I hope readers take away that it’s one hundred percent okay to feel like you’re the only one who doesn’t have it all figured out. And while seventh grade is a great time to explore new interests, so are all the grades and years after. Because finding ourselves is a lifelong journey full of an infinite amount of evolutions. Even within the story, as we watch Maggie’s curiosity take her from club to club in search of answers, we also see that her mom is on her own self-reflective journey as she takes on her last year of college after just having her third child. And Abuela is figuring out who she is after losing the love of her life and having to move in with her daughter. Everyone around us is on their own journey.

There are so many amazing illustrations that make us feel like we’re a part of the story. How did you collaborate with illustrator Courtney Lovett to visualize Maggie and her world?

This was my first time working with an illustrator and it was such a new and exciting way for me to conceptualize a story as I tried to find the right balance between prose, dialogue, and illustration ideas. As soon as the team showed me Courtney’s first sketches, I was blown away. Maggie’s story truly came alive. Courtney’s vision of Maggie is so warm and full of love for her and her community. We both really related to Maggie’s big emotions and chaotic energy and Courtney captured it all so beautifully. And getting to see Maggie’s plans, imagination, and thought processes through her charts, graphs, and doodles is so fun!
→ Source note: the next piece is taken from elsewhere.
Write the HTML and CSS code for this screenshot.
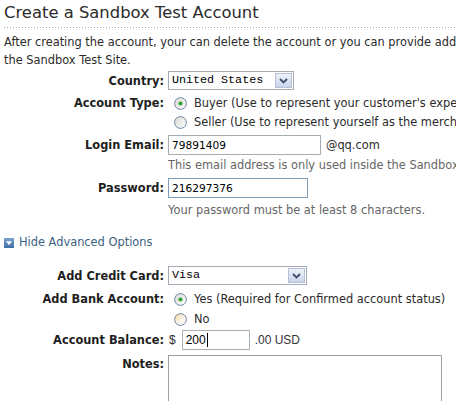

It really feels like you’re holding her journal and getting to be part of her seventh-grade life.

What is one quality you share with Maggie, and one you wish you shared?

I wish I was as bold and optimistic as Maggie! It takes serious guts to chase new experiences and not be deterred by failing. Each time a plan doesn’t work for Maggie, she dusts herself off and makes a new one, and I love that about her.